Les he sustituido de golpe por RNE Clásica, donde buenos locutores, en distintas franjas horarias, me van susurrando lecciones del barroco al jazz. Y me enseñan cosas que seguramente no me son imprescindibles, pero resulta que mudan mi enfoque del mundo, lo cual ya no logra ni el más verborreico de los cantamañanas politiqueros.

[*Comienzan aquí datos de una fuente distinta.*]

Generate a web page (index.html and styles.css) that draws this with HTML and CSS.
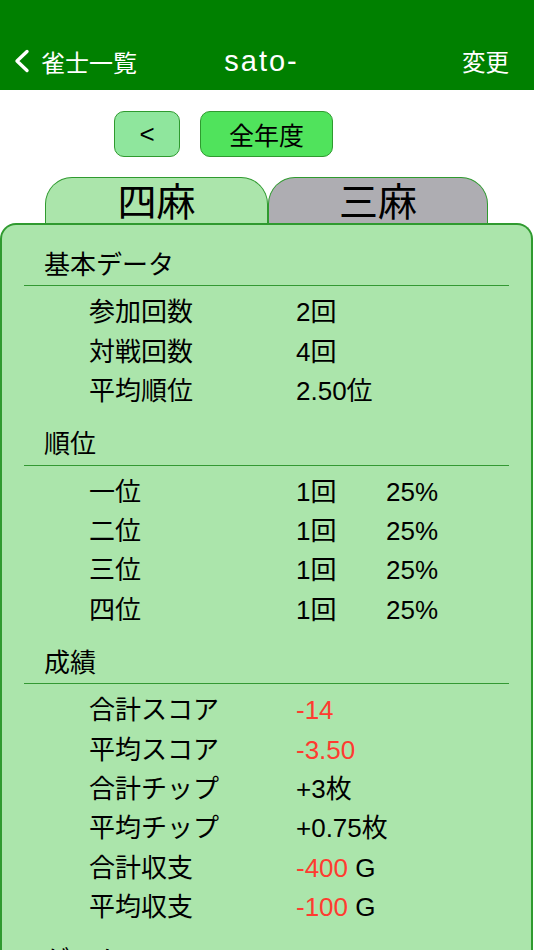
FILE: index.html
```html
<!DOCTYPE html>
<html lang="ja">
<head>
<meta charset="utf-8">
<title>sato-</title>
<link rel="stylesheet" href="styles.css">
</head>
<body>
<header class="nav">
  <div class="nav-left">
    <svg class="chev" width="18" height="24" viewBox="0 0 18 24"><path d="M14 2.5 L4 12 L14 21.5" fill="none" stroke="#fff" stroke-width="3.4" stroke-linecap="round" stroke-linejoin="round"/></svg>
    <span>雀士一覧</span>
  </div>
  <div class="nav-title">sato-</div>
  <div class="nav-right">変更</div>
</header>

<div class="period">
  <div class="btn btn-prev">&lt;</div>
  <div class="btn btn-year">全年度</div>
</div>

<div class="tabs">
  <div class="tab tab-on">四麻</div>
  <div class="tab tab-off">三麻</div>
</div>

<main class="card">
  <section class="sec">
    <div class="sec-title">基本データ</div>
    <div class="rows">
      <div class="row"><span>参加回数</span><span>2回</span><span></span></div>
      <div class="row"><span>対戦回数</span><span>4回</span><span></span></div>
      <div class="row"><span>平均順位</span><span>2.50位</span><span></span></div>
    </div>
  </section>
  <section class="sec">
    <div class="sec-title">順位</div>
    <div class="rows">
      <div class="row"><span>一位</span><span>1回</span><span>25%</span></div>
      <div class="row"><span>二位</span><span>1回</span><span>25%</span></div>
      <div class="row"><span>三位</span><span>1回</span><span>25%</span></div>
      <div class="row"><span>四位</span><span>1回</span><span>25%</span></div>
    </div>
  </section>
  <section class="sec">
    <div class="sec-title">成績</div>
    <div class="rows">
      <div class="row"><span>合計スコア</span><span class="neg">-14</span><span></span></div>
      <div class="row"><span>平均スコア</span><span class="neg">-3.50</span><span></span></div>
      <div class="row"><span>合計チップ</span><span>+3枚</span><span></span></div>
      <div class="row"><span>平均チップ</span><span>+0.75枚</span><span></span></div>
      <div class="row"><span>合計収支</span><span><span class="neg">-400</span> G</span><span></span></div>
      <div class="row"><span>平均収支</span><span><span class="neg">-100</span> G</span><span></span></div>
    </div>
  </section>
  <section class="sec">
    <div class="sec-title">ゲーム</div>
  </section>
</main>
</body>
</html>
```

FILE: styles.css
```css
html, body {
  margin: 0;
  padding: 0;
  background: #ffffff;
  overflow: hidden;
}
body {
  width: 534px;
  height: 950px;
  font-family: "Liberation Sans", "Noto Sans CJK JP", sans-serif;
  color: #000;
}
.nav {
  height: 90px;
  box-sizing: border-box;
  padding: 30px 25px 0 14px;
  background: #008000;
  color: #fff;
  display: grid;
  grid-template-columns: 1fr auto 1fr;
  align-items: center;
}
.nav-left {
  display: flex;
  align-items: center;
  gap: 10px;
  font-size: 24px;
  padding-top: 2px;
}
.chev { display: block; margin-left: -1px; }
.nav-title {
  font-size: 29px;
  letter-spacing: 2px;
  padding-top: 2px;
}
.nav-right {
  justify-self: end;
  font-size: 23.5px;
  padding-top: 2px;
}
.period {
  display: flex;
  gap: 20px;
  padding: 21px 0 0 114px;
}
.btn {
  height: 46px;
  box-sizing: border-box;
  border: 1.5px solid #2f9a2f;
  border-radius: 10px;
  display: flex;
  align-items: center;
  justify-content: center;
}
.btn-prev {
  width: 66px;
  background: #8fe69d;
  font-size: 26px;
}
.btn-year {
  width: 133px;
  background: #50e35c;
  font-size: 25px;
}
.tabs {
  display: flex;
  padding: 20px 0 0 45px;
}
.tab {
  height: 46px;
  box-sizing: border-box;
  border: 1.5px solid #2f9a2f;
  border-bottom: none;
  border-radius: 27px 27px 0 0;
  display: flex;
  align-items: center;
  justify-content: center;
  font-size: 39px;
  line-height: 1;
  padding-top: 4px;
}
.tab-on {
  width: 223px;
  background: #abe5ab;
}
.tab-off {
  width: 220px;
  background: #aeadb2;
}
.card {
  display: block;
  height: 740px;
  box-sizing: border-box;
  margin: 0 1px 0 0;
  background: #abe5ab;
  border: 2px solid #2f9a2f;
  border-bottom: none;
  border-radius: 16px 16px 0 0;
  padding: 21px 22px 0 22px;
}
.sec {
  margin-bottom: 13.6px;
}
.sec-title {
  font-size: 26px;
  line-height: 39.4px;
  padding-left: 20px;
  border-bottom: 1.5px solid #339933;
}
.rows {
  padding: 7px 0 0 65px;
}
.row {
  display: grid;
  grid-template-columns: 207px 90px auto;
  font-size: 26px;
  line-height: 39.4px;
  white-space: nowrap;
}
.neg {
  color: #ff3b30;
}
```
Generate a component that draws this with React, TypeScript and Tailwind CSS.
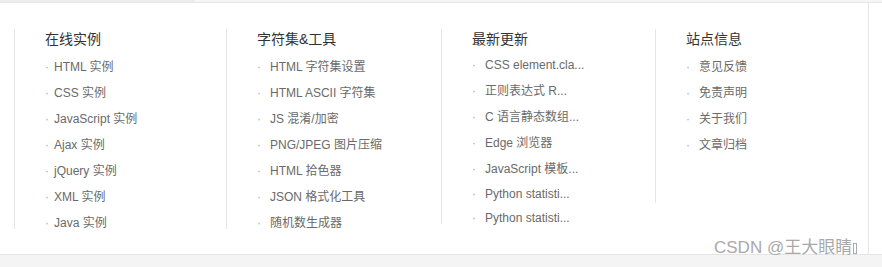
import React from "react";

type Col = {
  title: string;
  items: string[];
  width: string;
  height: string;
  textPad: string;
  tight?: boolean;
};

const cols: Col[] = [
  {
    title: "在线实例",
    items: ["HTML 实例", "CSS 实例", "JavaScript 实例", "Ajax 实例", "jQuery 实例", "XML 实例", "Java 实例"],
    width: "w-[212px]",
    height: "h-[200px]",
    textPad: "gap-[3px]",
  },
  {
    title: "字符集&工具",
    items: ["HTML 字符集设置", "HTML ASCII 字符集", "JS 混淆/加密", "PNG/JPEG 图片压缩", "HTML 拾色器", "JSON 格式化工具", "随机数生成器"],
    width: "w-[215px]",
    height: "h-[200px]",
    textPad: "gap-[7px]",
  },
  {
    title: "最新更新",
    items: ["CSS element.cla...", "正则表达式 R...", "C 语言静态数组...", "Edge 浏览器", "JavaScript 模板...", "Python statisti...", "Python statisti..."],
    width: "w-[214px]",
    height: "h-[195px]",
    textPad: "gap-[7px]",
    tight: true,
  },
  {
    title: "站点信息",
    items: ["意见反馈", "免责声明", "关于我们", "文章归档"],
    width: "w-[213px]",
    height: "h-[174px]",
    textPad: "gap-[7px]",
  },
];

const FooterColumn: React.FC<Col> = ({ title, items, width, height, textPad, tight }) => {
  return (
    <div className={`${width} ${height} border-l border-[#e4e4e4] pl-[30px] shrink-0`}>
      <h4 className="text-[14px] leading-[20px] text-[#333] mb-[5px]">{title}</h4>
      <ul className={tight ? "-mt-[2px]" : ""}>
        {items.map((item, i) => (
          <li
            key={i}
            className={`flex items-center ${textPad} text-[12px] whitespace-nowrap ${
              tight && i >= 5 ? "h-[24px]" : "h-[26px]"
            }`}
          >
            <span className="text-[#aaa] w-[6px] text-[12px]">·</span>
            <span className="text-[#6a6a6a]">{item}</span>
          </li>
        ))}
      </ul>
    </div>
  );
};

export default function App() {
  return (
    <div className="relative w-[882px] h-[267px] bg-white overflow-hidden font-['Liberation_Sans','Noto_Sans_CJK_SC',sans-serif]">
      <div className="flex h-[3px] border-b border-[#e6e6e6]">
        <div className="w-[195px] bg-[#ececec]" />
        <div className="flex-1 bg-[#f5f5f5]" />
      </div>
      <div className="flex h-[251px]">
        <div className="w-[869px] border-r border-[#e6e6e6] pt-[26px] pl-[14px] flex">
          {cols.map((c) => (
            <FooterColumn key={c.title} {...c} />
          ))}
        </div>
      </div>
      <div className="h-[13px] bg-[#f4f4f4] border-t border-[#e4e4e4]" />

      <div className="absolute left-[714px] top-[238px] flex items-center text-[17px] leading-[20px] text-[#a9a9a9] [text-shadow:0_0_1px_#fff]">
        <span>CSDN @王大眼睛</span>
        <span className="ml-[1px] inline-block w-[4px] h-[11px] border border-[#aaa]" />
      </div>
    </div>
  );
}
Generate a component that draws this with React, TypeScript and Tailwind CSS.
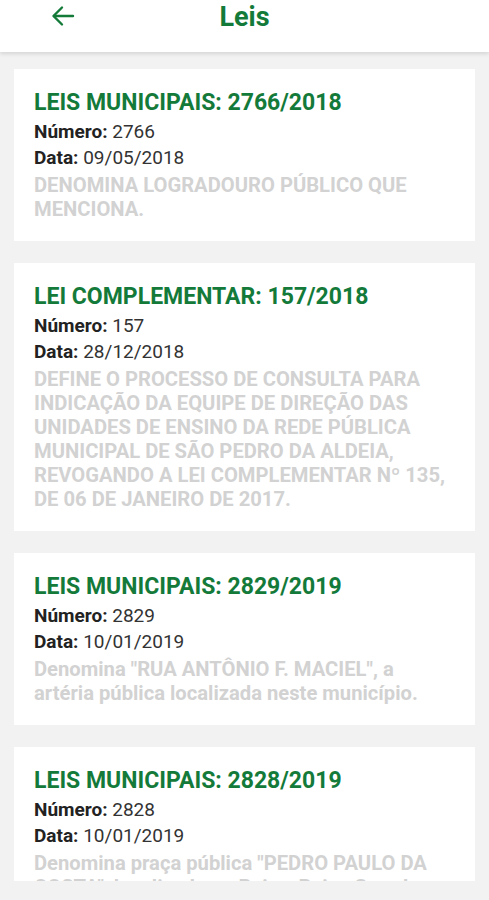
import React from "react";

type Lei = { titulo: string; numero: string; data: string; desc: string };

const leis: Lei[] = [
  {
    titulo: "LEIS MUNICIPAIS: 2766/2018",
    numero: "2766",
    data: "09/05/2018",
    desc: "DENOMINA LOGRADOURO PÚBLICO QUE MENCIONA.",
  },
  {
    titulo: "LEI COMPLEMENTAR: 157/2018",
    numero: "157",
    data: "28/12/2018",
    desc: "DEFINE O PROCESSO DE CONSULTA PARA INDICAÇÃO DA EQUIPE DE DIREÇÃO DAS UNIDADES DE ENSINO DA REDE PÚBLICA MUNICIPAL DE SÃO PEDRO DA ALDEIA, REVOGANDO A LEI COMPLEMENTAR Nº 135, DE 06 DE JANEIRO DE 2017.",
  },
  {
    titulo: "LEIS MUNICIPAIS: 2829/2019",
    numero: "2829",
    data: "10/01/2019",
    desc: 'Denomina "RUA ANTÔNIO F. MACIEL", a artéria pública localizada neste município.',
  },
  {
    titulo: "LEIS MUNICIPAIS: 2828/2019",
    numero: "2828",
    data: "10/01/2019",
    desc: 'Denomina praça pública "PEDRO PAULO DA COSTA", localizada no Bairro Baixo Grande, neste município.',
  },
];

function Card({ lei }: { lei: Lei }) {
  return (
    <div className="bg-white pt-[20px] pb-[20px] pl-[20px] pr-[22px] shrink-0">
      <div className="text-[23px] leading-[28px] font-bold text-[#137a3a] whitespace-nowrap">{lei.titulo}</div>
      <div className="mt-[2px] text-[19px] leading-[26px] text-[#333]">
        <span className="font-bold text-[#222]">Número:</span> {lei.numero}
      </div>
      <div className="text-[19px] leading-[26px] text-[#333]">
        <span className="font-bold text-[#222]">Data:</span> {lei.data}
      </div>
      <div className="mt-[2px] text-[20.2px] leading-[24px] font-bold text-[#d2d2d2]">{lei.desc}</div>
    </div>
  );
}

export default function App() {
  return (
    <div
      className="w-[489px] h-[900px] bg-[#f2f2f2] overflow-hidden flex flex-col"
      style={{ fontFamily: "Roboto, 'Liberation Sans', sans-serif" }}
    >
      <div className="relative z-10 h-[52px] shrink-0 bg-white shadow-[0_2px_4px_rgba(0,0,0,0.12)]">
        <div className="relative h-[34px] flex items-center justify-center">
          <svg
            className="absolute left-[51px] top-[5px]"
            width="24"
            height="22"
            viewBox="0 0 24 22"
            fill="none"
            stroke="#137a3a"
            strokeWidth="2.4"
            strokeLinecap="round"
            strokeLinejoin="round"
          >
            <path d="M22 11H3" />
            <path d="M11 2.5L2.5 11L11 19.5" />
          </svg>
          <div className="text-[27px] leading-[34px] font-bold text-[#137a3a]">Leis</div>
        </div>
      </div>
      <div className="h-[829px] shrink-0 overflow-hidden px-[14px] pt-[17px] flex flex-col gap-[22px]">
        {leis.map((l, i) => (
          <Card key={i} lei={l} />
        ))}
      </div>
    </div>
  );
}
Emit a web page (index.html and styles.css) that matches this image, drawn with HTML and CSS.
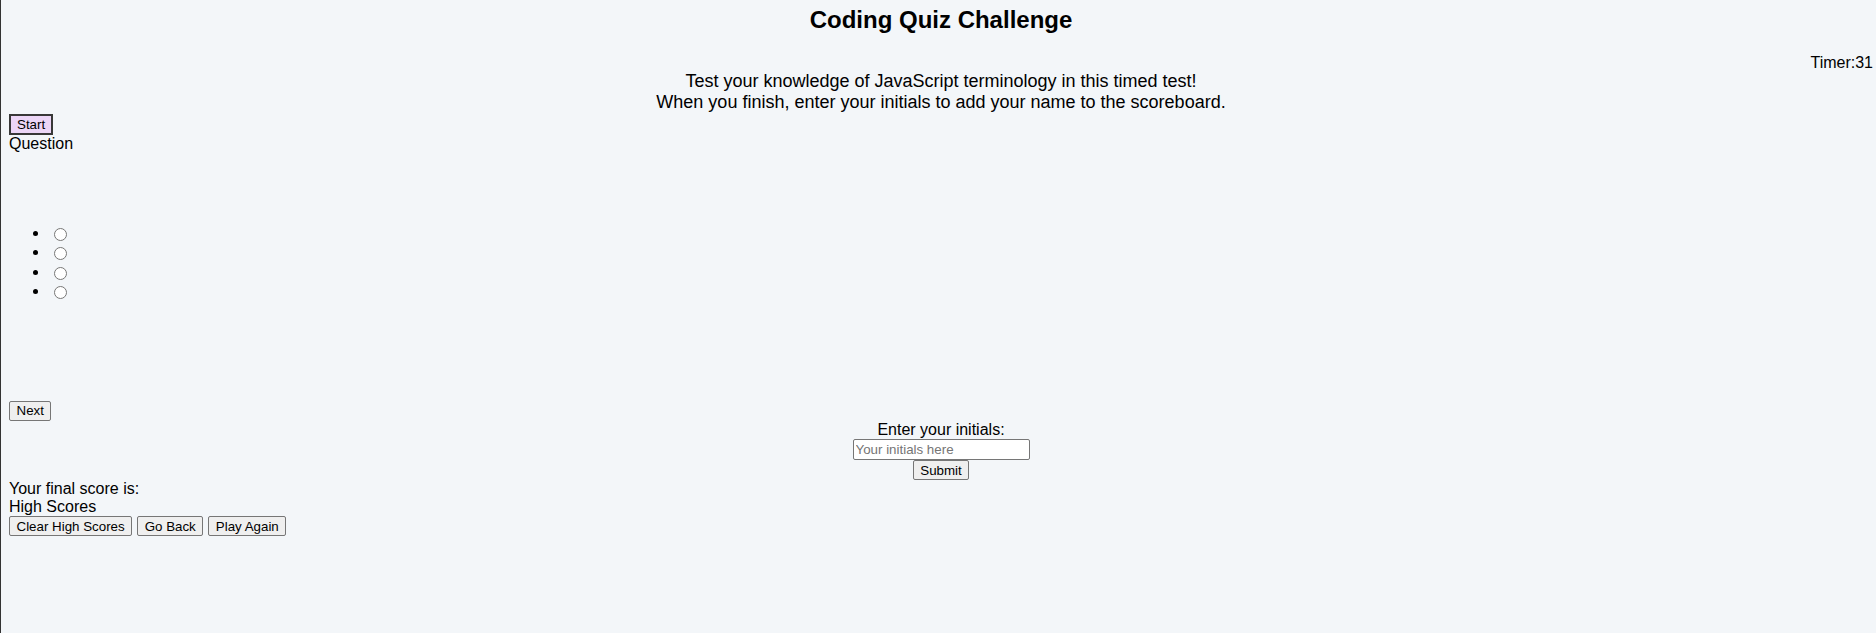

Oigo que Haydn estuvo en el top-two de los músicos más apreciados por los oyentes acomodados del siglo XVIII. Y oigo una de sus muchas composiciones para baritón, un instrumento en desuso constituido por unas cuerdas para frotar con el arco y otras cuerdas para pulsar a dedo. Algunos dicen que cayó en desgracia por la dificultad de tocarlo, pero a un servidor le suena pesadote y mortecino, un vehículo mal avenido con la gracia de Haydn.
Y mientras los tertulianos desentrañan la estrategia de Rivera -por decir algo- y el cerebro de Sánchez -que ya es decir-, me da por reflexionar sobre cómo Radio Clásica ha cambiado mi percepción de varios instrumentos. He llegado a la conclusión de que el órgano, con su teatralidad tonante, me provoca un malestar que se define con un solo vocablo: barullo. No era de mi particular agrado, pero ahora ya está alineado con el desagrado, y supongo que ese sentimiento es lo que sepulta a los estilos musicales, a los instrumentos y a sus intérpretes: una vez sonaron bien, pero acabaron saturando al respetable ¡y punto!
Sí me emocionaba, mucho y para bien, el violonchelo. Ocurre, sin embargo, que ya no me es tan placentero como solista; para mí que se arrima peligrosamente al arcén (al barullo) y se me hace más luminoso en compañía de otras cuerdas y, sobre todo, del piano. Justo lo opuesto me ocurre con la trompeta. Me repelía su tonillo imperativo, como de soberbia fuera de lugar. Sin embargo, Radio Clásica me ha lijado una costra de ignorancia y todos los días espero que retransmita algo de trompeta barroca. Albergo la convicción de que la DGT impondría menos multas si financiase esos conciertos con la partida de Orden Público.
Bien mirado, ¿para qué nos conectamos a un libro, a un medio audiovisual, a una conferencia, incluso a una tertulia? En principio y teoría, para que nos desembaracen los ojos de legañas y nos limpien las orejas de prejuicios. Nos conectamos para que nos alejen la raya del horizonte y por el camino nos refresquen con un zumito de cultura. Lástima que a menudo incurran en el más soez de los pecados: aburrir a las ovejas y difundir la planicie mental con nefasta reiteración. Hombre, no les voy a mandar unos mafiosos, pero un punto sí. Cambio seis tertulias mohosas por un Haydn a la trompeta, y que rasquen el baritón mientras les entra el guasá del punto.
¿De verdad quiere que yo oiga toda esa música?, me preguntará algún lector. Veamos: el preludio del drama wagneriano 'Tristán e Isolda' es una maravilla de contenido lirismo y amable misterio, y deseas que no se acabe nunca porque tiene la textura sabrosa de un sueño donde todo es bello y benéfico. Sin embargo, el primer acto lo ocupan los gritos, quejidos, lamentos, hipidos, lloriqueos y enfados de una Isolda agudamente histérica e insoportable, una especie de Elisa Beni en pleno delirio. Te figuras a Isolda encerrada en la mazmorra del dragón, esperando que el heroico Tristán la libere, pero rezas para que no se la lleve a casa, pues te duele que el desgraciado se convierta para siempre en Tristón.